Rare L.A. exhibit tells complicated story of Iranian Jews
Talk of Iran these days tends to be about threats of the annihilation of Israel, the potential of nuclear weaponry and bellicose leaders. But before all that, over its almost 3,000-year history, Iran has had one of the deepest and richest artistic heritages of any place in the world, and its Jewish cultural component, in particular, is both intrinsic to the place and not so well known to the outside world — even much of the Jewish world.
A pair of 19th-century painted-wood doors decorated with an image of a couple in an intimate tête-à-tête as he strums a sitar behind a raised curtain, with a love poem in Judeo-Persian inscribed in a cartouche below.
An early 20th-century Persian wall carpet made in Kashan and lavishly decorated with intricate biblical scenes and Hebrew inscriptions, in the style of Persian miniature painting.
An undersize set of leather tefillin, from the town of Mashhad in the mid-19th century, indicating one way this community of Jews forced to convert to Islam secretly practiced its Judaism — by creating phylacteries small enough to hide under their headdresses.
A ketubah, drawn in vibrant hues of amber and crimson in Isfahan in 1921, richly ornamented with intertwined images of birds, blossoms and the cypress tree, a symbol of eternal life dating back to the ancient Zoroastrian religion of Iran.
These objects, all included in “Light and Shadows: The Story of Iranian Jews” at UCLA’S Fowler Museum, are among the more than 100 sumptuous artworks and other objects — including rare archaeological artifacts, illuminated manuscripts, ritual objects and amulets — on display through March 10. Together, they tell the 2,700-year history of the Jews of Iran, one of that country’s oldest minorities.

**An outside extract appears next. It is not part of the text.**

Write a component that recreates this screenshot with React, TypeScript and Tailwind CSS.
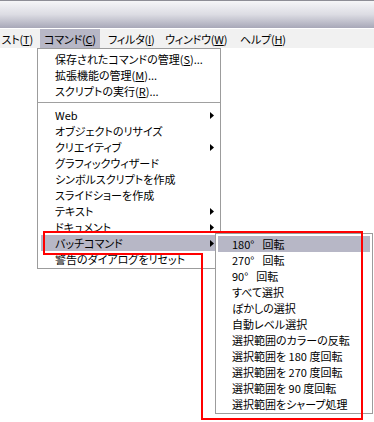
import React from "react";

type Item =
  | { kind: "sep" }
  | { kind: "item"; label: React.ReactNode; sub?: boolean; active?: boolean };

const u = (c: string) => <span className="underline underline-offset-[1px]">{c}</span>;

const mainItems: Item[] = [
  { kind: "item", label: <>保存されたコマンドの管理({u("S")})...</> },
  { kind: "item", label: <>拡張機能の管理({u("M")})...</> },
  { kind: "item", label: <>スクリプトの実行({u("R")})...</> },
  { kind: "sep" },
  { kind: "item", label: "Web", sub: true },
  { kind: "item", label: "オブジェクトのリサイズ" },
  { kind: "item", label: "クリエイティブ", sub: true },
  { kind: "item", label: "グラフィックウィザード" },
  { kind: "item", label: "シンボルスクリプトを作成" },
  { kind: "item", label: "スライドショーを作成" },
  { kind: "item", label: "テキスト", sub: true },
  { kind: "item", label: "ドキュメント", sub: true },
  { kind: "item", label: "バッチコマンド", sub: true, active: true },
  { kind: "item", label: "警告のダイアログをリセット" },
];

const subItems: { label: React.ReactNode; active?: boolean }[] = [
  { label: <>180°<span className="ml-[8px]">回転</span></>, active: true },
  { label: <>270°<span className="ml-[8px]">回転</span></> },
  { label: <>90°<span className="ml-[8px]">回転</span></> },
  { label: "すべて選択" },
  { label: "ぼかしの選択" },
  { label: "自動レベル選択" },
  { label: "選択範囲のカラーの反転" },
  { label: "選択範囲を 180 度回転" },
  { label: "選択範囲を 270 度回転" },
  { label: "選択範囲を 90 度回転" },
  { label: "選択範囲をシャープ処理" },
];

function Arrow() {
  return (
    <svg width="4" height="7" viewBox="0 0 4 7" className="shrink-0">
      <polygon points="0,0 4,3.5 0,7" fill="#000" />
    </svg>
  );
}

export default function App() {
  return (
    <div className="relative w-[374px] h-[422px] overflow-hidden bg-white text-black text-[11px] leading-[16px] [font-feature-settings:'palt'] font-['Noto_Sans_CJK_JP','Noto_Sans',sans-serif]">
      {/* title bar */}
      <div className="h-[28px] border-t border-[#8e8e96] bg-gradient-to-b from-[#f6f6f8] via-[#dcdce3] to-[#a8a8b8]" />
      <div className="h-px bg-white" />

      {/* menu bar */}
      <div className="flex h-[19px] items-center whitespace-nowrap bg-[#f1f1f1] tracking-[-0.2px]">
        <div className="flex h-full w-[40px] shrink-0 items-center justify-end pr-[7px]">
          <span>スト({u("T")})</span>
        </div>
        <div className="flex h-full w-[60px] shrink-0 items-center bg-[#b7b7c6] pl-[4px]">
          <span>コマンド({u("C")})</span>
        </div>
        <div className="flex h-full w-[60px] shrink-0 items-center pl-[8px]">
          <span>フィルタ({u("I")})</span>
        </div>
        <div className="flex h-full w-[74px] shrink-0 items-center pl-[5px]">
          <span>ウィンドウ({u("W")})</span>
        </div>
        <div className="flex h-full w-[56px] shrink-0 items-center pl-[6px]">
          <span>ヘルプ({u("H")})</span>
        </div>
      </div>

      {/* main dropdown */}
      <div className="absolute left-[37px] top-[48px] w-[184px] border border-[#9c9c9c] bg-white px-[3px] pt-[2px] pb-px">
        {mainItems.map((it, i) =>
          it.kind === "sep" ? (
            <div key={i} className="-mx-[3px] flex h-[8px] items-center">
              <div className="w-full border-t border-b border-t-[#a0a0a0] border-b-white" />
            </div>
          ) : (
            <div
              key={i}
              className={`flex h-[16px] items-center justify-between whitespace-nowrap pl-[14px] pr-[3px] ${
                it.active ? "bg-[#b7b7c6]" : ""
              }`}
            >
              <span>{it.label}</span>
              {it.sub && <Arrow />}
            </div>
          )
        )}
      </div>

      {/* submenu */}
      <div className="absolute left-[215px] top-[233px] w-[158px] border border-[#9c9c9c] bg-white px-[2px] pt-[2px] pb-px">
        {subItems.map((it, i) => (
          <div
            key={i}
            className={`flex h-[16px] items-center whitespace-nowrap pl-[14px] ${it.active ? "bg-[#b7b7c6]" : ""}`}
          >
            <span>{it.label}</span>
          </div>
        ))}
      </div>

      {/* red annotation */}
      <svg className="pointer-events-none absolute left-0 top-0" width="374" height="422">
        <polygon
          points="44,232 362,232 362,419 202,419 202,254 44,254"
          fill="none"
          stroke="#ff0000"
          strokeWidth="2"
        />
      </svg>
    </div>
  );
}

The exhibition’s timeline begins in 539 BCE, when Cyrus, the founder of the first Persian Empire, defeated the Babylonians and annexed the regions where the exiled Jews from Jerusalem and the kingdom of Judea had settled after the destruction of the First Temple in 586 BCE. The narrative continues through the Arab-Muslim conquest of Iran in the seventh century and the more hostile Imamite Shiite conquest in the early 1500s that prompted the harsh conditions for Jews that waxed and waned until the tolerant reigns of the Pahlavi shahs in the early 20th century. The show continues through the 1979 Islamic Revolution to the contemporary period, there and abroad.